ROME (ITALY) – PROVIDENCE, RHODE ISLAND (US), July 31, 2014 – GTECH S.p.A.’s Board of Directors, chaired by Mr. Lorenzo Pellicioli, today reviewed the second-quarter and six-month consolidated results, and approved the financial statements for the six-month period which ended June 30, 2014.
“Despite a comparison with a very good second quarter last year that benefited from product sales related to the Canadian VLT replacement program and significant jackpot activity, GTECH was able to absorb the loss of those impacts and produce comparable results,” said Marco Sala, CEO of GTECH S.p.A. “That is a significant accomplishment that demonstrates the resiliency and growth potential of our core business.”
“We delivered good results in the second quarter,” said Alberto Fornaro, CFO of GTECH S.p.A. “Cash generation was better than anticipated and we continue feeling very positive about the underlying trend in Net Financial Position (NFP): on a like-for-like basis, the guidance initially provided of €2.47 billion - €2.53 billion is comfortably within reach.”
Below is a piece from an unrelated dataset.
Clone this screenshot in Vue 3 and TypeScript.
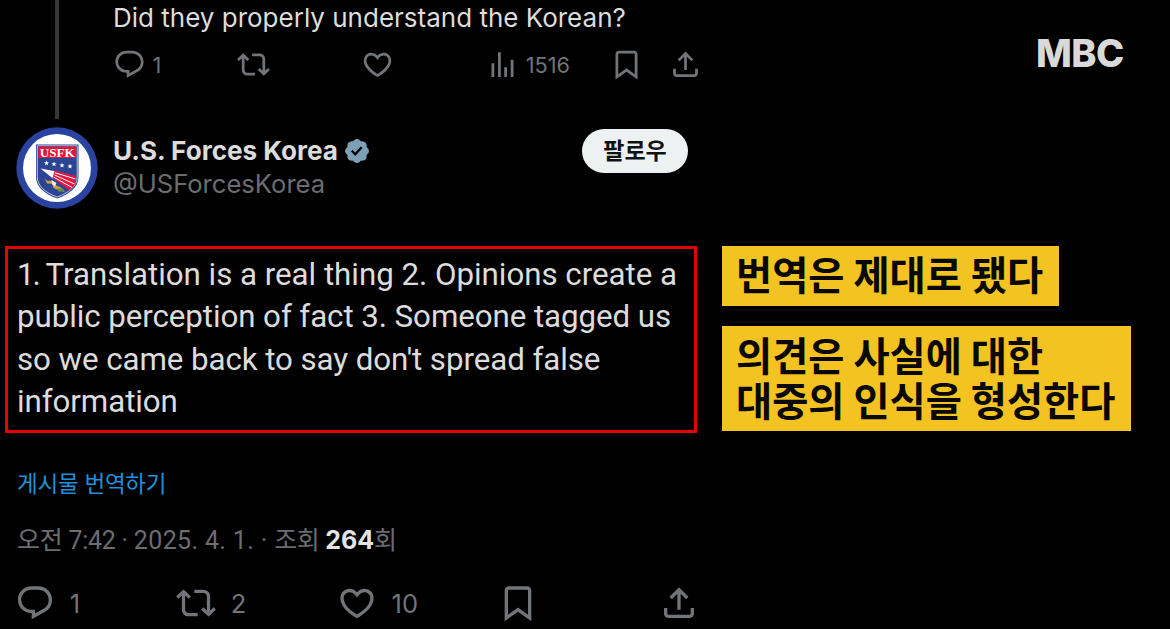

Consolidated Revenues in the second quarter of 2014 were €751 million, or €768 million when measured at constant currency, compared to €762 million in the second quarter of 2013, notwithstanding the €29 million product sales unfavorable comparison related to the Canadian replacement cycle. At constant currency, service revenues were €695 million, or €15 million higher than the same period last year, showing an approximate 1% increase in Italy. On a comparable foreign exchange basis versus the second quarter of 2013, product sales were €9 million lower, as additional sales in Lotteries compensated for most of the 2013 Canada-related machine deliveries.
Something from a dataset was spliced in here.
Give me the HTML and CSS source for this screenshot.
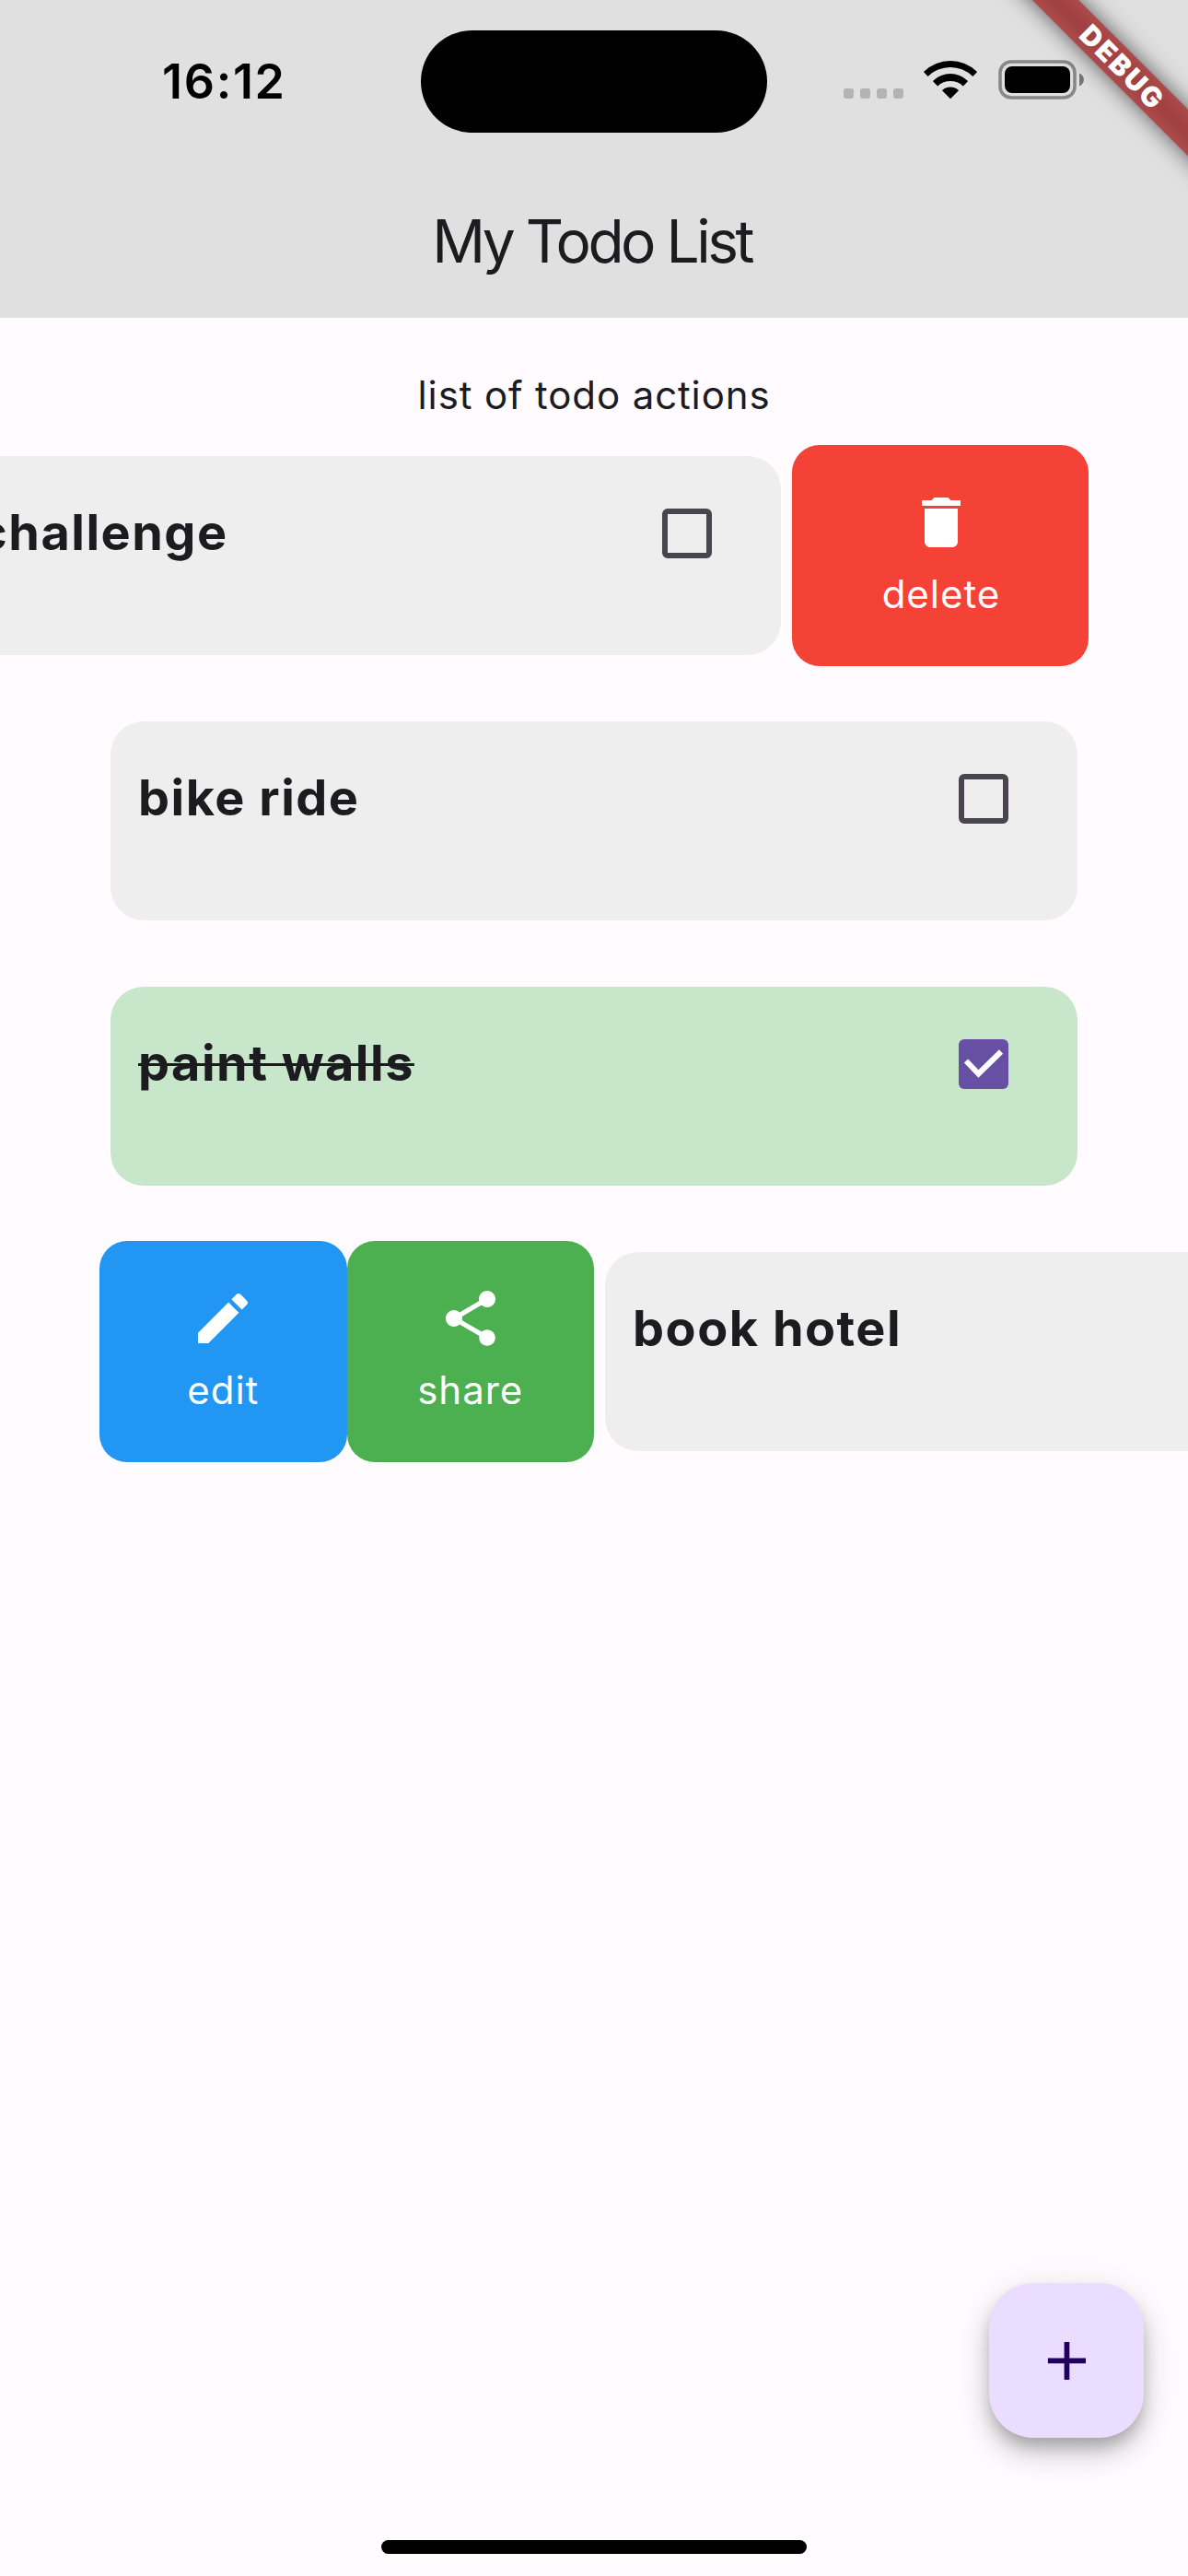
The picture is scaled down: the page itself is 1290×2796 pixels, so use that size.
FILE: index.html
```html
<!DOCTYPE html>
<html lang="en">
<head>
<meta charset="utf-8">
<title>My Todo List</title>
<link rel="stylesheet" href="styles.css">
</head>
<body>
<div class="screen">
  <header class="appbar">
    <div class="status">
      <div class="status-left"><span class="time">16:12</span></div>
      <div class="island"></div>
      <div class="status-right">
        <div class="signal"><i></i><i></i><i></i><i></i></div>
        <svg class="wifi" viewBox="0 0 58 42" width="58" height="42">
          <path d="M0.5 12.5a41 41 0 0 1 57 0 0.8 0.8 0 0 1 0 1.2l-4.2 4.2a34.500 34.500 0 0 0-48.600 0l-4.200-4.200a0.800 0.800 0 0 1 0-1.200z"/>
          <path d="M10.500 22.500a26.600 26.600 0 0 1 37 0 0.800 0.800 0 0 1 0 1.200l-4.700 4.700a20 20 0 0 0-27.600 0l-4.700-4.700a0.800 0.800 0 0 1 0-1.200z"/>
          <path d="M20.500 32.600a13 13 0 0 1 17 0 0.800 0.800 0 0 1 0 1.200l-8 7.900a0.700 0.700 0 0 1-1 0l-8-7.900a0.800 0.800 0 0 1 0-1.200z"/>
        </svg>
        <svg class="battery" viewBox="0 0 93 43" width="93" height="43">
          <rect x="2" y="2" width="81" height="39" rx="12" fill="none" stroke="#888" stroke-width="3.600"/>
          <rect x="7" y="7" width="71" height="29" rx="8"/>
          <path d="M88 14.500c6.500 2.500 6.500 11.500 0 14z" fill="#777"/>
        </svg>
      </div>
    </div>
    <h1 class="title">My Todo List</h1>
  </header>
  <div class="banner">DEBUG</div>

  <main class="content">
    <p class="subtitle">list of todo actions</p>

    <section class="row open-end">
      <article class="card">
        <span class="task">challenge</span>
        <span class="check"></span>
      </article>
      <button class="action delete">
        <svg viewBox="0 0 24 24" width="72" height="72"><path d="M6 19c0 1.100.9 2 2 2h8c1.100 0 2-.9 2-2V7H6v12zM19 4h-3.500l-1-1h-5l-1 1H5v2h14V4z"/></svg>
        <span>delete</span>
      </button>
    </section>

    <section class="row">
      <article class="card">
        <span class="task">bike ride</span>
        <span class="check"></span>
      </article>
    </section>

    <section class="row">
      <article class="card done">
        <span class="task">paint walls</span>
        <span class="check on">
          <svg viewBox="0 0 54 54" width="54" height="54"><path d="M8 23.500 21.500 37.500 46 13.500" fill="none" stroke="#fff" stroke-width="6"/></svg>
        </span>
      </article>
    </section>

    <section class="row open-start">
      <button class="action edit">
        <svg viewBox="0 0 24 24" width="72" height="72"><path d="M3 17.250V21h3.750L17.810 9.940l-3.750-3.750L3 17.250zM20.710 7.040c.39-.39.39-1.020 0-1.410l-2.340-2.340c-.39-.39-1.020-.39-1.410 0l-1.830 1.830 3.750 3.750 1.830-1.830z"/></svg>
        <span>edit</span>
      </button>
      <button class="action share">
        <svg viewBox="0 0 24 24" width="72" height="72"><path d="M18 16.080c-.76 0-1.440.3-1.960.77L8.910 12.700c.05-.23.09-.46.09-.7s-.04-.47-.09-.7l7.050-4.110c.54.5 1.250.81 2.040.81 1.660 0 3-1.340 3-3s-1.340-3-3-3-3 1.340-3 3c0 .24.04.47.09.7L8.040 9.810C7.500 9.310 6.790 9 6 9c-1.660 0-3 1.340-3 3s1.340 3 3 3c.79 0 1.500-.31 2.040-.81l7.120 4.160c-.05.21-.08.43-.08.650 0 1.610 1.310 2.920 2.920 2.920s2.920-1.310 2.920-2.920-1.310-2.920-2.920-2.920z"/></svg>
        <span>share</span>
      </button>
      <article class="card">
        <span class="task">book hotel</span>
        <span class="check"></span>
      </article>
    </section>
  </main>

  <button class="fab">
    <svg viewBox="0 0 24 24" width="72" height="72"><path d="M19 13.100h-5.900V19h-1.900v-5.900H5.300v-1.900h5.900V5.300h1.900v5.900H19z"/></svg>
  </button>
  <div class="home-bar"></div>
</div>
</body>
</html>
```
FILE: styles.css
```css
* { box-sizing: border-box; }

body {
  margin: 0;
  font-family: Inter, "Liberation Sans", sans-serif;
  color: #1c1b1f;
}

.screen {
  position: relative;
  width: 1290px;
  height: 2796px;
  overflow: hidden;
  background: #fffbff;
}

/* App bar with the system status row */
.appbar {
  height: 345px;
  background: #e0e0e0;
}

.status {
  display: grid;
  grid-template-columns: 457px 376px 457px;
  height: 177px;
  padding-top: 33px;
}

.status-left {
  padding: 25px 0 0 176px;
}

.time {
  display: block;
  font-size: 52px;
  line-height: 62px;
  font-weight: 600;
  letter-spacing: 1.700px;
  color: #000;
}

.island {
  height: 111px;
  border-radius: 56px;
  background: #000;
}

.status-right {
  display: flex;
  align-items: flex-start;
  padding: 32px 0 0 83px;
}

.signal {
  display: flex;
  gap: 7px;
  padding-top: 31px;
  margin-right: 22px;
}

.signal i {
  width: 11px;
  height: 11px;
  border-radius: 3px;
  background: #b3b3b3;
}

.wifi { margin-right: 23px; }

.title {
  margin: 0;
  font-size: 64px;
  line-height: 84px;
  padding: 43px 5px 0 0;
  font-weight: 400;
  letter-spacing: -3.500px;
  text-align: center;
}

/* Corner ribbon */
.banner {
  position: absolute;
  left: 1063px;
  top: 54px;
  width: 310px;
  height: 36px;
  padding-left: 3px;
  background: linear-gradient(#ab4b4b, #a14141 40%, #a14141 60%, #ab4b4b);
  box-shadow: 0 0 24px rgba(0, 0, 0, 0.6);
  color: #fff;
  font-size: 30px;
  line-height: 36px;
  font-weight: 900;
  letter-spacing: 2.300px;
  text-align: center;
  transform: rotate(45deg);
}

.subtitle {
  margin: 0;
  padding: 52px 0 23px;
  font-size: 42px;
  line-height: 63px;
  letter-spacing: 0.870px;
  text-align: center;
}

/* Sliding rows */
.row {
  display: flex;
  align-items: center;
  height: 240px;
  margin: 0 108px 48px;
  padding: 0 12px;
}

.open-end {
  justify-content: flex-end;
  gap: 12px;
  padding: 0;
}

.open-start { padding: 0; }

.open-start .card { margin-left: 12px; }

.card {
  display: flex;
  flex: 0 0 1050px;
  justify-content: space-between;
  align-items: flex-start;
  height: 216px;
  padding: 47px 75px 0 30px;
  border-radius: 36px;
  background: #eeeeee;
}

.open-end .card { padding-left: 178px; }

.done { background: #c8e6c9; }

.task {
  font-size: 54px;
  line-height: 72px;
  font-weight: 700;
  letter-spacing: 1.500px;
}

.done .task {
  text-decoration: line-through;
  text-decoration-thickness: 3px;
}

.check {
  width: 54px;
  height: 54px;
  margin-top: 10px;
  border: 6px solid #49454f;
  border-radius: 6px;
}

.check.on {
  border: 0;
  background: #6750a4;
}

.check svg { display: block; }

.action {
  display: flex;
  flex-direction: column;
  justify-content: center;
  align-items: center;
  gap: 12px;
  flex: none;
  width: 268.500px;
  height: 240px;
  padding: 0;
  border: 0;
  border-radius: 30px;
  color: #fff;
  font: 400 42px/60px Inter, "Liberation Sans", sans-serif;
  letter-spacing: 1px;
}

.action svg, .fab svg { fill: currentColor; }

.delete {
  width: 322px;
  padding-left: 2px;
  background: #f44336;
}
.edit { background: #2196f3; }
.share { background: #4caf50; }

.fab {
  position: absolute;
  right: 48px;
  bottom: 150px;
  display: grid;
  place-items: center;
  width: 168px;
  height: 168px;
  padding: 0;
  border: 0;
  border-radius: 48px;
  background: #eaddff;
  color: #21005d;
  box-shadow: 0 11px 17px -3px rgba(0, 0, 0, 0.22), 0 18px 32px rgba(0, 0, 0, 0.17), 0 3px 54px rgba(0, 0, 0, 0.06);
}

.home-bar {
  position: absolute;
  left: 414px;
  bottom: 24px;
  width: 462px;
  height: 15px;
  border-radius: 8px;
  background: #000;
}
```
EBITDA was €267 million, compared to €273 million in the second quarter of 2013. At constant currency, EBITDA was €270 million.
Operating Income was €156 million compared to €161 million in the second quarter of 2013.
Net Income attributable to the owners was €61 million, compared to €67 million last year.
Diluted Earnings-Per-Share (EPS) was €0.35 versus €0.39 in the second quarter of 2013.
Capital expenditures in the quarter were €53 million.
At June 30, 2014, Consolidated Shareholders’ Equity totaled €2.51 billion. GTECH had a Net Financial Position (NFP) of €2.53 billion, compared to €2.58 billion as of March 31, 2014, and €2.51 billion as of December 31, 2013. During the quarter, GTECH paid €131 million in dividends, or €0.75 a share.
Second-Quarter Results by Segment
Revenues in the Americas were €250 million in the quarter, and €266 million at constant currency, compared to €261 million in the second quarter of 2013. Product sales in the quarter were €50 million, €13 million lower than the second quarter of 2013 driven largely by the expected decline in Gaming product sales to Canada which was partially offset by higher product sales to other customers. Comparisons to the prior year were also negatively impacted by the record $590 million Powerball jackpot last year which did not repeat this year as well as the impact of foreign exchange rate fluctuations which were substantially offset by higher revenues from Lottery Management Services agreements in New Jersey and Indiana.
Americas Operating Income was also impacted by lower jackpot activity and machine gaming sales.
During the quarter, GTECH signed a two-year contract extension with the West Virginia Lottery, and, more recently, the Tennessee Lottery signed a new seven-year contract with the Company. In Colombia, GTECH is adding 1,000 new terminals to its network, increasing the retailer base by approximately 10%. Sphinx 3D debuted in North America with 600 machines expected to be rolled out by year end.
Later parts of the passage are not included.